The Western Gate of the Beijing's Wanping Castle, facing  Marco Polo
The Western Gate of the Beijing's Wanping Castle, facing Marco Polo

Wanping Fortress

fortificationsmilitaryhistoryWorld War II
4 min read

A missing soldier. That was all it took. On a night in July 1937, a Japanese soldier failed to return to his post near the ancient Lugou Bridge, and his unit demanded access to the walled fortress of Wanping to search for him. The Chinese garrison refused. Shots were exchanged. Within weeks, two nations were at full-scale war. The fortress that was built to keep out one kind of invader became the place where another forced his way in.

A Wall Against the Peasant Tide

Wanping Fortress was erected between 1638 and 1640, during the final desperate years of the Ming dynasty. Its purpose was specific: to defend Beijing against Li Zicheng, the rebel leader whose peasant uprising was sweeping across northern China. The fortress measures 640 meters from east to west and 320 meters from north to south, creating a distinctive half-square shape that functioned as a military checkpoint rather than a city. It had two gates -- the east gate, originally named Ever Prosperous Gate before being renamed Majestic Gate, and the west gate, called Favorably Govern Gate. The names carried the confident authority of an empire that, within four years of the fortress's completion, would cease to exist. Li Zicheng took Beijing in 1644, and the Ming dynasty fell.

The Bridge That Started a War

Just west of the fortress walls, the Yongding River flows beneath the Lugou Bridge -- known in the West as the Marco Polo Bridge, after the Venetian explorer who described it in the 13th century. By the 1930s, Japanese troops had been stationed in the area under the terms of the Boxer Protocol.

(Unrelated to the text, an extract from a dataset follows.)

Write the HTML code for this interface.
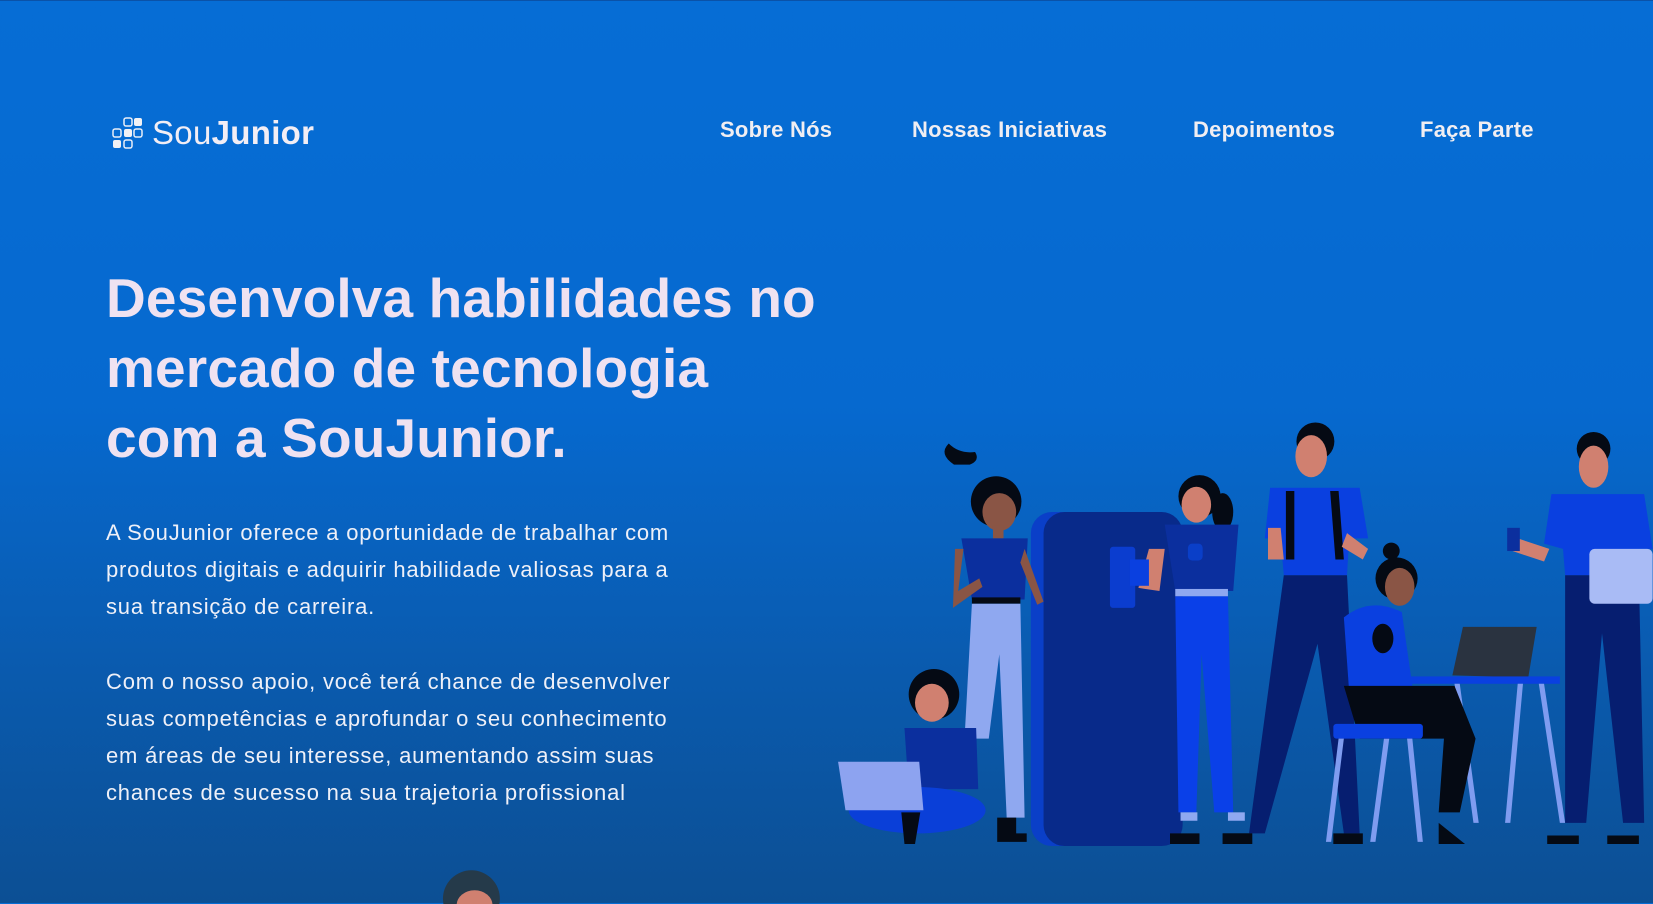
<!DOCTYPE html>
<html><head><meta charset="utf-8"><style>
html,body{margin:0;padding:0}
body{width:1653px;height:903px;overflow:hidden;position:relative;font-family:"Liberation Sans","DejaVu Sans",sans-serif;background:linear-gradient(180deg,#066dd5 0%,#0669cf 45%,#0a5aad 75%,#0c4f94 100%);border-top:1px solid #0a52a8;box-sizing:border-box}
.logo{position:absolute;left:112px;top:113px;display:flex;align-items:center}
.logo span{color:#f2eef5;font-size:33px;margin-left:8px;letter-spacing:0.3px}
.logo b{font-weight:bold}
nav a{position:absolute;top:116px;color:#f0eef2;font-weight:bold;font-size:22px;letter-spacing:0.25px;text-decoration:none;white-space:nowrap}
h1{position:absolute;left:106px;top:262px;margin:0;color:#efe2f1;font-size:55px;line-height:70px;font-weight:bold;letter-spacing:0.15px}
p{position:absolute;left:106px;margin:0;color:#eef0f8;font-size:22px;letter-spacing:0.8px;line-height:37px;white-space:nowrap}
svg.ill{position:absolute;left:0;top:0}
</style></head><body>
<div class="logo">
<svg width="32" height="32" viewBox="0 0 32 32">
<rect x="12" y="1" width="8" height="8" rx="2" fill="none" stroke="#e8eef8" stroke-width="1.5"/>
<rect x="22" y="1" width="8" height="8" rx="2" fill="#f2f2f5"/>
<rect x="1" y="12" width="8" height="8" rx="2" fill="none" stroke="#e8eef8" stroke-width="1.5"/>
<rect x="12" y="12" width="8" height="8" rx="2" fill="#f2f2f5"/>
<rect x="22" y="12" width="8" height="8" rx="2" fill="none" stroke="#e8eef8" stroke-width="1.5"/>
<rect x="1" y="23" width="8" height="8" rx="2" fill="#f2f2f5"/>
<rect x="12" y="23" width="8" height="8" rx="2" fill="none" stroke="#e8eef8" stroke-width="1.5"/>
</svg>
<span>Sou<b>Junior</b></span></div>
<nav>
<a style="left:720px">Sobre Nós</a>
<a style="left:912px">Nossas Iniciativas</a>
<a style="left:1193px">Depoimentos</a>
<a style="left:1420px">Faça Parte</a>
</nav>
<h1>Desenvolva habilidades no<br>mercado de tecnologia<br>com a SouJunior.</h1>
<p style="top:513px">A SouJunior oferece a oportunidade de trabalhar com<br>produtos digitais e adquirir habilidade valiosas para a<br>sua transição de carreira.</p>
<p style="top:662px">Com o nosso apoio, você terá chance de desenvolver<br>suas competências e aprofundar o seu conhecimento<br>em áreas de seu interesse, aumentando assim suas<br>chances de sucesso na sua trajetoria profissional</p>
<svg class="ill" width="1653" height="903" viewBox="0 0 1568 857">
<circle cx="447" cy="852" r="27" fill="#253a4a"/>
<ellipse cx="450" cy="858" rx="17" ry="14" fill="#d08070"/>
<rect x="978" y="485" width="140" height="317" rx="20" fill="#0a3fc8"/>
<rect x="990" y="485" width="132" height="317" rx="20" fill="#082a8a"/>
<rect x="1053" y="518" width="24" height="58" rx="3" fill="#0b3dcf"/>
<path d="M905 440 q-15 -10 -5 -20 q10 10 25 8 q5 8 -5 12z" fill="#050a14"/>
<circle cx="945" cy="475" r="24" fill="#050a14"/>
<ellipse cx="948" cy="485" rx="16" ry="18" fill="#8a5545"/>
<rect x="942" y="498" width="10" height="12" fill="#8a5545"/>
<path d="M912 510 L975 510 L972 568 L922 568z" fill="#0b2f9e"/>
<path d="M906 520 l8 0 l-5 40 l20 -12 l3 8 l-28 20z" fill="#8a5545"/>
<path d="M972 520 l18 50 l-6 3 l-16 -40z" fill="#8a5545"/>
<rect x="922" y="566" width="46" height="6" fill="#050a14"/>
<path d="M922 572 L968 572 L972 775 L955 775 L948 620 L938 700 L915 700z" fill="#8fa8f0"/>
<path d="M946 775 h18 v15 h10 v8 h-28z" fill="#050a14"/>
<circle cx="886" cy="658" r="24" fill="#050a14"/>
<ellipse cx="884" cy="666" rx="16" ry="18" fill="#d08070"/>
<path d="M858 690 L926 690 L928 748 L862 748z" fill="#0b2f9e"/>
<ellipse cx="870" cy="768" rx="65" ry="22" fill="#0a3fd8"/>
<path d="M795 722 L872 722 L876 768 L802 768z" fill="#8da3f0"/>
<path d="M855 770 h18 l-5 30 h-10z" fill="#050a14"/>
<circle cx="1138" cy="470" r="20" fill="#050a14"/>
<ellipse cx="1160" cy="485" rx="10" ry="18" fill="#050a14"/>
<ellipse cx="1135" cy="478" rx="14" ry="17" fill="#d08070"/>
<path d="M1105 497 L1175 497 L1170 560 L1115 560z" fill="#0b2f9e"/>
<rect x="1127" y="515" width="14" height="16" rx="4" fill="#0a3fc8"/>
<rect x="1115" y="558" width="50" height="7" fill="#8fa8f0"/>
<path d="M1115 565 L1165 565 L1170 770 L1152 770 L1140 620 L1135 770 L1118 770z" fill="#0a40e8"/>
<path d="M1090 520 l15 0 l-5 40 l-20 -3z" fill="#d08070"/>
<rect x="1072" y="530" width="18" height="25" fill="#0a40e0"/>
<path d="M1110 790 h28 v10 h-28z M1160 790 h28 v10 h-28z" fill="#050a14"/>
<rect x="1120" y="770" width="16" height="8" fill="#8fa8f0"/>
<rect x="1165" y="770" width="16" height="8" fill="#8fa8f0"/>
<circle cx="1248" cy="418" r="18" fill="#050a14"/>
<ellipse cx="1244" cy="432" rx="15" ry="20" fill="#d08070"/>
<path d="M1205 462 L1290 462 L1298 510 L1280 510 L1278 545 L1218 545 L1215 510 L1200 510z" fill="#0a40e0"/>
<path d="M1220 465 l8 0 l0 65 l-8 0z M1262 465 l8 0 l5 65 l-8 0z" fill="#050a14"/>
<path d="M1203 500 l12 0 l3 30 l-15 0z M1278 505 l20 15 l-5 10 l-20 -12z" fill="#d08070"/>
<path d="M1218 545 L1278 545 L1290 790 L1275 790 L1250 610 L1200 790 L1185 790z" fill="#061e70"/>
<path d="M1160 790 h28 v10 h-28z M1265 790 h28 v10 h-28z" fill="#050a14"/>
<path d="M1378 640 L1388 594 L1458 594 L1450 642z" fill="#2a3340"/>
<rect x="1300" y="641" width="180" height="7" fill="#0a40e0"/>
<path d="M1320 648 l5 0 l-20 150 l-5 0z M1380 648 l5 0 l18 132 l-5 0z M1440 648 l5 0 l-12 132 l-5 0z M1460 648 l5 0 l20 132 l-5 0z" fill="#7f9cf0"/>
<circle cx="1320" cy="522" r="8" fill="#050a14"/>
<circle cx="1325" cy="548" r="20" fill="#050a14"/>
<ellipse cx="1328" cy="556" rx="14" ry="18" fill="#8a5545"/>
<path d="M1275 585 Q1300 565 1330 580 L1340 650 L1280 655z" fill="#0a40e0"/>
<ellipse cx="1312" cy="605" rx="10" ry="14" fill="#050a14"/>
<path d="M1275 650 L1380 650 L1400 700 L1385 770 L1365 770 L1370 700 L1290 700z" fill="#050a14"/>
<rect x="1265" y="686" width="85" height="14" rx="3" fill="#0a40e0"/>
<path d="M1270 700 l5 0 l-12 98 l-5 0z M1335 700 l5 0 l10 98 l-5 0z" fill="#7f9cf0"/>
<path d="M1365 780 l25 20 l-25 0z" fill="#050a14"/>
<circle cx="1512" cy="425" r="16" fill="#050a14"/>
<ellipse cx="1512" cy="442" rx="14" ry="20" fill="#d08070"/>
<path d="M1472 468 L1560 468 L1568 520 L1555 520 L1555 545 L1485 545 L1483 520 L1465 515z" fill="#0a40e0"/>
<path d="M1440 510 l30 10 l-5 12 l-30 -10z" fill="#d08070"/>
<rect x="1430" y="500" width="12" height="22" fill="#0b2f9e"/>
<path d="M1485 545 L1555 545 L1560 780 L1540 780 L1520 600 L1505 780 L1485 780z" fill="#061e70"/>
<rect x="1508" y="520" width="60" height="52" rx="5" fill="#a9bbf5"/>
<path d="M1468 792 h30 v8 h-30z M1525 792 h30 v8 h-30z" fill="#050a14"/>
</svg>
</body></html>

On the night of July 7, 1937, a Japanese soldier went missing during exercises near the bridge. His commanding officers demanded entry to the walled town to search for him. The Chinese garrison commander refused. What followed -- the Marco Polo Bridge Incident -- escalated from a local confrontation into the opening battle of the Second Sino-Japanese War. Japanese artillery shells pocked the fortress walls, and the scars remain visible today, deliberately preserved as historical evidence.

Memory Inside the Walls

The Museum of the War of Chinese People's Resistance Against Japanese Aggression now occupies a large portion of the space inside Wanping's walls. Surrounded by a plaza and park dotted with sculptures, the museum transforms the fortress from a military installation into a memorial landscape. The shell-damaged southern wall stands as both architectural artifact and accusation -- proof that what happened here was not abstract history but physical violence that marked the stone. The fortress's compact dimensions make the museum feel enclosed and deliberate, a curated experience within the same walls that once housed soldiers.

Three Centuries of Watching the River

Wanping has spent nearly four hundred years guarding the same crossing. The Yongding River still flows past its western wall, and the Lugou Bridge still spans it, its stone lions worn smooth by centuries of weather and foot traffic. Beijing Subway Line 16 now stops at Wanpingcheng station, threading modern transit infrastructure through a Ming-era military site. The fortress remains remarkably intact for a structure that has been shelled, occupied, and absorbed into a sprawling modern metropolis. It endures not because it was the grandest fortification of its era -- it was not -- but because what happened within its walls in July 1937 made it impossible to forget.

From the Air

Located at 39.85N, 116.22E in Fengtai District, southwest Beijing. The fortress sits on the east bank of the Yongding River, adjacent to the Lugou Bridge (Marco Polo Bridge). From altitude, the rectangular fortress outline is visible against the surrounding urban area. The Lugou Bridge extends westward across the river. Nearest airports: Beijing Daxing International (ZBAD) approximately 35 km south-southeast, Beijing Capital International (ZBAA) approximately 40 km northeast. Best viewed at 2,000-4,000 ft AGL for fortress detail.